Leila Guerriero, cronista palpitante, estuvo en la Feria Internacional del Libro de Monterrey presentando La llamada, el retrato que escribió de Silvia Labayru, sobreviviente de la dictadura argentina.
Tuve la oportunidad de conversar con ella frente a un público atento, sin prisa, buscando explorar las zonas ambiguas de la memoria, el cuerpo y la confección de un libro que confirma la claridad implacable de una de las grandes escritoras latinoamericanas de nuestro tiempo.
No hay aquí una entrevista tradicional, sino un pálido registro de la voz de quien ha hecho del periodismo una forma radical de estar en el mundo.
—¿Cómo se construye un relato así, en el que hay una voz autoral tan tuya, pero al mismo tiempo Silvia es la que nos habla en todo momento? ¿Cómo escribir sin robarle la voz al personaje retratado? Cuéntanos cómo trabajaste el texto.
—No es solo el testimonio o las palabras de Silvia Labayru. También está la voz de otras cuarenta personas que la conocieron, que estuvieron cautivas con ella en la Escuela de Mecánica de la Armada (ESMA), ese centro clandestino de detención donde la torturaron, donde parió a su hija, donde la violaron, etcétera, etcétera.
“Hay una cosa muy coral. Y si uno se limita a hacer las entrevistas, transcribirlas y ordenarlas tal como fueron grabadas, eso se convierte simplemente en una declaración judicial.
“La vida entra a los relatos por los detalles. No sólo por lo que se dice en la entrevista, sino por cómo se mueve esa persona, cómo reacciona en la calle ante una situación inesperada, cómo pide un café en un bar, cómo le habla su pareja, cómo se dirige a su amiga.

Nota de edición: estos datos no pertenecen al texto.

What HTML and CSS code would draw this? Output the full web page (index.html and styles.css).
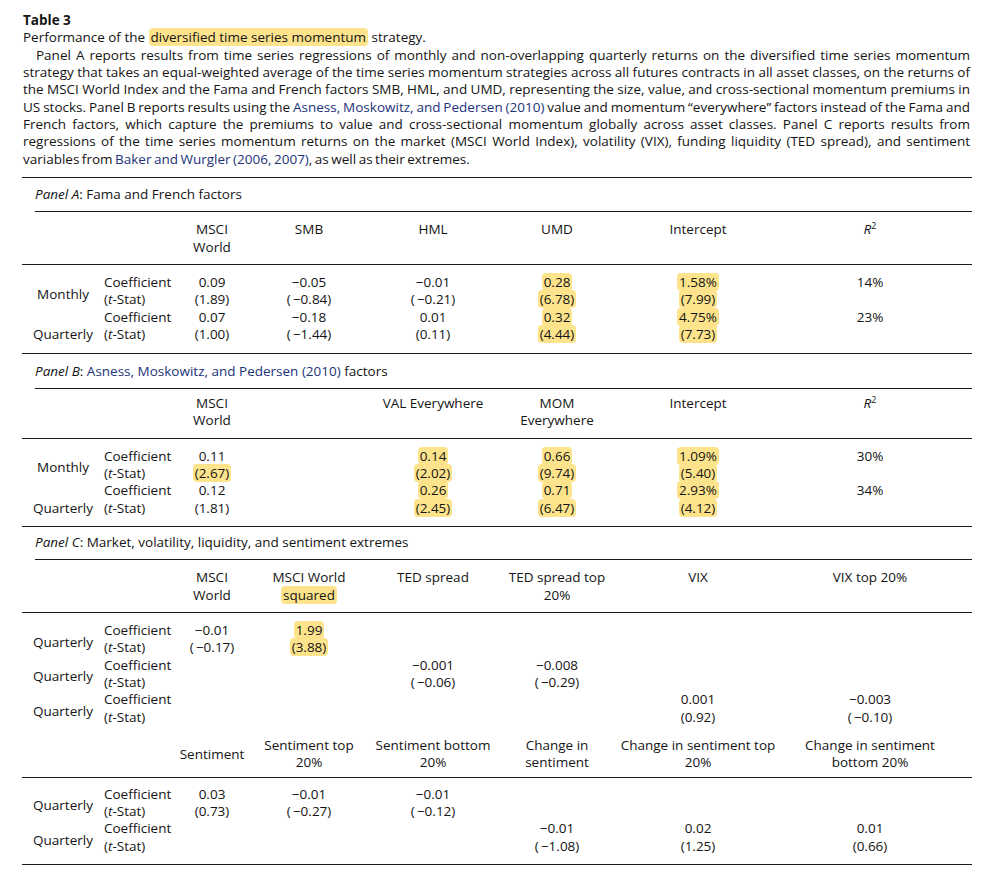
FILE: index.html
```html
<!DOCTYPE html>
<html lang="en">
<head>
<meta charset="utf-8">
<title>Table 3</title>
<link rel="stylesheet" href="styles.css">
</head>
<body>
<div class="page">
  <div class="caption">
    <div class="table-no">Table 3</div>
    <div class="table-title">Performance of the <span class="hl">diversified time series momentum</span> strategy.</div>
    <p class="desc">
      <span class="ln first">Panel A reports results from time series regressions of monthly and non-overlapping quarterly returns on the diversified time series momentum</span>
      <span class="ln">strategy that takes an equal-weighted average of the time series momentum strategies across all futures contracts in all asset classes, on the returns of</span>
      <span class="ln">the MSCI World Index and the Fama and French factors SMB, HML, and UMD, representing the size, value, and cross-sectional momentum premiums in</span>
      <span class="ln">US stocks. Panel B reports results using the <span class="cite">Asness, Moskowitz, and Pedersen (2010)</span> value and momentum &ldquo;everywhere&rdquo; factors instead of the Fama and</span>
      <span class="ln">French factors, which capture the premiums to value and cross-sectional momentum globally across asset classes. Panel C reports results from</span>
      <span class="ln">regressions of the time series momentum returns on the market (MSCI World Index), volatility (VIX), funding liquidity (TED spread), and sentiment</span>
      <span class="ln last">variables from <span class="cite">Baker and Wurgler (2006, 2007)</span>, as well as their extremes.</span>
    </p>
  </div>

  <section class="panel panel-a">
    <div class="rule"></div>
    <div class="panel-title"><i>Panel A</i>: Fama and French factors</div>
    <div class="rule inset"></div>
    <div class="grid head">
      <div></div><div></div>
      <div>MSCI<br>World</div>
      <div>SMB</div>
      <div>HML</div>
      <div>UMD</div>
      <div>Intercept</div>
      <div><i>R</i><sup>2</sup></div>
    </div>
    <div class="rule"></div>
    <div class="grid body">
      <div class="lbl mid">Monthly</div>
      <div class="stat">Coefficient</div>
      <div>0.09</div><div>&minus;0.05</div><div>&minus;0.01</div><div><span class="hl">0.28</span></div><div><span class="hl">1.58%</span></div><div>14%</div>
      <div class="stat">(<i>t</i>-Stat)</div>
      <div>(1.89)</div><div>(&thinsp;&minus;0.84)</div><div>(&thinsp;&minus;0.21)</div><div><span class="hl">(6.78)</span></div><div><span class="hl">(7.99)</span></div><div></div>
      <div class="lbl low">Quarterly</div>
      <div class="stat">Coefficient</div>
      <div>0.07</div><div>&minus;0.18</div><div>0.01</div><div><span class="hl">0.32</span></div><div><span class="hl">4.75%</span></div><div>23%</div>
      <div class="stat">(<i>t</i>-Stat)</div>
      <div>(1.00)</div><div>(&thinsp;&minus;1.44)</div><div>(0.11)</div><div><span class="hl">(4.44)</span></div><div><span class="hl">(7.73)</span></div><div></div>
    </div>
  </section>

  <section class="panel panel-b">
    <div class="rule"></div>
    <div class="panel-title"><i>Panel B</i>: <span class="cite">Asness, Moskowitz, and Pedersen (2010)</span> factors</div>
    <div class="rule inset"></div>
    <div class="grid head">
      <div></div><div></div>
      <div>MSCI<br>World</div>
      <div></div>
      <div>VAL Everywhere</div>
      <div>MOM<br>Everywhere</div>
      <div>Intercept</div>
      <div><i>R</i><sup>2</sup></div>
    </div>
    <div class="rule"></div>
    <div class="grid body">
      <div class="lbl mid">Monthly</div>
      <div class="stat">Coefficient</div>
      <div>0.11</div><div></div><div><span class="hl">0.14</span></div><div><span class="hl">0.66</span></div><div><span class="hl">1.09%</span></div><div>30%</div>
      <div class="stat">(<i>t</i>-Stat)</div>
      <div><span class="hl">(2.67)</span></div><div></div><div><span class="hl">(2.02)</span></div><div><span class="hl">(9.74)</span></div><div><span class="hl">(5.40)</span></div><div></div>
      <div class="lbl low">Quarterly</div>
      <div class="stat">Coefficient</div>
      <div>0.12</div><div></div><div><span class="hl">0.26</span></div><div><span class="hl">0.71</span></div><div><span class="hl">2.93%</span></div><div>34%</div>
      <div class="stat">(<i>t</i>-Stat)</div>
      <div>(1.81)</div><div></div><div><span class="hl">(2.45)</span></div><div><span class="hl">(6.47)</span></div><div><span class="hl">(4.12)</span></div><div></div>
    </div>
  </section>

  <section class="panel panel-c">
    <div class="rule"></div>
    <div class="panel-title"><i>Panel C</i>: Market, volatility, liquidity, and sentiment extremes</div>
    <div class="rule inset"></div>
    <div class="grid head">
      <div></div><div></div>
      <div>MSCI<br>World</div>
      <div>MSCI World<br><span class="hl">squared</span></div>
      <div>TED spread</div>
      <div>TED spread top<br>20%</div>
      <div>VIX</div>
      <div>VIX top 20%</div>
    </div>
    <div class="rule"></div>
    <div class="grid body">
      <div class="lbl mid">Quarterly</div>
      <div class="stat">Coefficient</div>
      <div>&minus;0.01</div><div><span class="hl">1.99</span></div><div></div><div></div><div></div><div></div>
      <div class="stat">(<i>t</i>-Stat)</div>
      <div>(&thinsp;&minus;0.17)</div><div><span class="hl">(3.88)</span></div><div></div><div></div><div></div><div></div>
      <div class="lbl mid">Quarterly</div>
      <div class="stat">Coefficient</div>
      <div></div><div></div><div>&minus;0.001</div><div>&minus;0.008</div><div></div><div></div>
      <div class="stat">(<i>t</i>-Stat)</div>
      <div></div><div></div><div>(&thinsp;&minus;0.06)</div><div>(&thinsp;&minus;0.29)</div><div></div><div></div>
      <div class="lbl mid">Quarterly</div>
      <div class="stat">Coefficient</div>
      <div></div><div></div><div></div><div></div><div>0.001</div><div>&minus;0.003</div>
      <div class="stat">(<i>t</i>-Stat)</div>
      <div></div><div></div><div></div><div></div><div>(0.92)</div><div>(&thinsp;&minus;0.10)</div>
    </div>
    <div class="grid head sub">
      <div></div><div></div>
      <div class="vmid">Sentiment</div>
      <div>Sentiment top<br>20%</div>
      <div>Sentiment bottom<br>20%</div>
      <div>Change in<br>sentiment</div>
      <div>Change in sentiment top<br>20%</div>
      <div>Change in sentiment<br>bottom 20%</div>
    </div>
    <div class="rule"></div>
    <div class="grid body last-body">
      <div class="lbl mid">Quarterly</div>
      <div class="stat">Coefficient</div>
      <div>0.03</div><div>&minus;0.01</div><div>&minus;0.01</div><div></div><div></div><div></div>
      <div class="stat">(<i>t</i>-Stat)</div>
      <div>(0.73)</div><div>(&thinsp;&minus;0.27)</div><div>(&thinsp;&minus;0.12)</div><div></div><div></div><div></div>
      <div class="lbl mid">Quarterly</div>
      <div class="stat">Coefficient</div>
      <div></div><div></div><div></div><div>&minus;0.01</div><div>0.02</div><div>0.01</div>
      <div class="stat">(<i>t</i>-Stat)</div>
      <div></div><div></div><div></div><div>(&thinsp;&minus;1.08)</div><div>(1.25)</div><div>(0.66)</div>
    </div>
    <div class="rule"></div>
  </section>
</div>
</body>
</html>
```

FILE: styles.css
```css
html, body {
  margin: 0;
  padding: 0;
  background: #ffffff;
}

body {
  font-family: "Open Sans", "Noto Sans", sans-serif;
  font-size: 13.5px;
  line-height: 17.35px;
  color: #141414;
}

.page {
  width: 950px;
  margin-left: 22px;
  padding-top: 12px;
}

.caption {
  padding-left: 1px;
  padding-right: 2px;
}

.table-no {
  font-weight: 700;
}

.desc {
  margin: 0 0 9px 0;
  word-spacing: -1px;
}

.desc .ln {
  display: block;
  text-align: justify;
  text-align-last: justify;
}

.desc .ln.first {
  padding-left: 13px;
}

.desc .ln.last {
  text-align-last: left;
}

.cite {
  color: #22337a;
}

.hl {
  background: #fde48c;
  border-radius: 4px;
  padding: 0 2px;
}

.rule {
  height: 1px;
  background: #1a1a1a;
}

.rule.inset {
  margin-left: 13px;
}

.panel-title {
  padding: 8px 0 8px 13px;
}

.panel-b .panel-title {
  padding-top: 9px;
}

.panel-c .panel-title {
  padding-top: 7px;
}

.grid {
  display: grid;
  grid-template-columns: 82px 66px 84px 110px 138px 110px 172px 172px;
  text-align: center;
}

.grid.head {
  padding: 9px 0 8px 0;
}

.panel-b .grid.head {
  padding-top: 6px;
}

.grid.head.sub {
  padding: 2px 0 5px 0;
}

.grid.body {
  padding: 9px 0 9px 0;
}

.grid.body.last-body {
  padding-top: 8px;
}

.vmid {
  align-self: center;
}

.lbl {
  grid-row: span 2;
  text-align: center;
}

.lbl.mid {
  align-self: center;
  padding-top: 6px;
}

.lbl.low {
  align-self: end;
}

.stat {
  text-align: left;
  white-space: nowrap;
}

sup {
  font-size: 9px;
  line-height: 0;
  vertical-align: 5px;
}
```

“Con Silvia hicimos muchas cosas por fuera de las entrevistas. No fuimos a la ESMA, que ahora es el Museo de la Memoria, pero sí salimos a tomar café con sus amigos, cenamos con su pareja. Hicimos muchas cosas que yo propuse. A la hora de escribir, se trata de que todo ese relato, un poco desorganizado, tenga sentido dentro de una narración, bajo la mirada de un autor. En este caso, la mía.
“Creo que en algún punto todo esto tiene que ver con el instinto narrativo: saber cómo disponer las piezas para que, a veces, choquen entre sí y produzcan un resultado ambiguo, contradictorio, inquietante. Saber cuándo glosar, cuándo tomar la voz narrativa, cuándo describir, cuándo subrayar, y cuándo conviene que determinada cosa la diga el personaje.

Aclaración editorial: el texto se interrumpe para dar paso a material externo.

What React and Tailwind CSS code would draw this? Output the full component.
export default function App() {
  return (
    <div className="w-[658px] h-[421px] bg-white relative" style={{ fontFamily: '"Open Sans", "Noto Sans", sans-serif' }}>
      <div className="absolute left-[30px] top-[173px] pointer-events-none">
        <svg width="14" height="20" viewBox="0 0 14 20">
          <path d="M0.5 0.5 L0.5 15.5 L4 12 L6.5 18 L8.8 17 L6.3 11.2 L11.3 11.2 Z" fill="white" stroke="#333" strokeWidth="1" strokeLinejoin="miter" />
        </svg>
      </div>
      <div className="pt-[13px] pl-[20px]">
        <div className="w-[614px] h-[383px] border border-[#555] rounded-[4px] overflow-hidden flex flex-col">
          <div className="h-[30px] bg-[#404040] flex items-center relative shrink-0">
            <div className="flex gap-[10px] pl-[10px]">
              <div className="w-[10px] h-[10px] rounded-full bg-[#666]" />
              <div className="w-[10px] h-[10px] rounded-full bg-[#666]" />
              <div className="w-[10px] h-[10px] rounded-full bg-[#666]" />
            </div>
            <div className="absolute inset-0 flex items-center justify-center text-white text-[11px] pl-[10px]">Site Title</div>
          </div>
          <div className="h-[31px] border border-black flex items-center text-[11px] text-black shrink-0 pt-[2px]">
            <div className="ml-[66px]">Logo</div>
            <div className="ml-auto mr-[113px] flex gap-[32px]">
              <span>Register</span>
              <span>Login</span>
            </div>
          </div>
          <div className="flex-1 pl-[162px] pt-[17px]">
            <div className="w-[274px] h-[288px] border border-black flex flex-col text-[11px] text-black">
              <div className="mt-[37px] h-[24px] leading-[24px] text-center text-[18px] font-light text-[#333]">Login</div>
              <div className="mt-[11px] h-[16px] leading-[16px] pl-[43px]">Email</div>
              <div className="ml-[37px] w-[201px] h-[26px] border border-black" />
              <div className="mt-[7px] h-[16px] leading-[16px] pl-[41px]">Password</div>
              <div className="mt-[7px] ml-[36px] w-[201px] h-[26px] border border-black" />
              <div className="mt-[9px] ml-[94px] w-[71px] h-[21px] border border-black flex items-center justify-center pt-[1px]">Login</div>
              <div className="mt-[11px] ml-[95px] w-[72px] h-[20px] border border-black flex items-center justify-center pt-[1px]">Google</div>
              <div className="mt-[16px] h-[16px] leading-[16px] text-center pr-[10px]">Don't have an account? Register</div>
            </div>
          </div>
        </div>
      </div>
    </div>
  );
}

“Por ejemplo, cuando Silvia empezó a contar cómo ocurrieron las violaciones, yo no tenía por qué transformar eso en una prosa más lírica, más poética, más ‘interesante’. Ahí, mi lugar era el de la modestia: dejarla hablar por completo.
“Pero en otros momentos, como cuando me habló de su secuestro —de cómo iba a una cita con una militante de Montoneros, y fue capturada porque la otra ya estaba secuestrada—, todo eso tenía un ritmo muy horroroso, muy vertiginoso. Y ahí sentí que la que debía tomar la voz era yo, para que el lector sintiera realmente lo que vive una persona embarazada de cinco meses, que lleva consigo una pastilla de cianuro para matarse si la atrapan. Una pastilla que la organización le da no sólo para evitarle la tortura, sino también para evitar que, viva, pueda delatar a otros.
“Entonces, para transmitir todo eso, necesitaba una prosa más brutal que el relato aplomado y sereno de Silvia. Creo que todo eso es parte del instinto narrativo. Porque las intervenciones autorales no sólo conectan piezas: hacen avanzar el relato. Y a veces, para que la historia avance, hace falta que lo diga la voz del autor y no la protagonista.
“Y eso, en el fondo, es la escritura: saber cuándo meterse sin tapar la narración. No se trata de que quede bonito, sino de que quede ajustado a lo que viste durante meses o años desde la trinchera. Con ‘trinchera’ me refiero a que los periodistas tenemos el privilegio de estar viendo muchas cosas desde el primerísimo plano. Somos un poco los ojos de los lectores en lugares a los que ellos no pueden acceder.
“Nadie en esta sala podría ir a tocarle el timbre a Silvia Labayru y decirle: ‘Hola chica, quiero que me cuentes tu historia’”.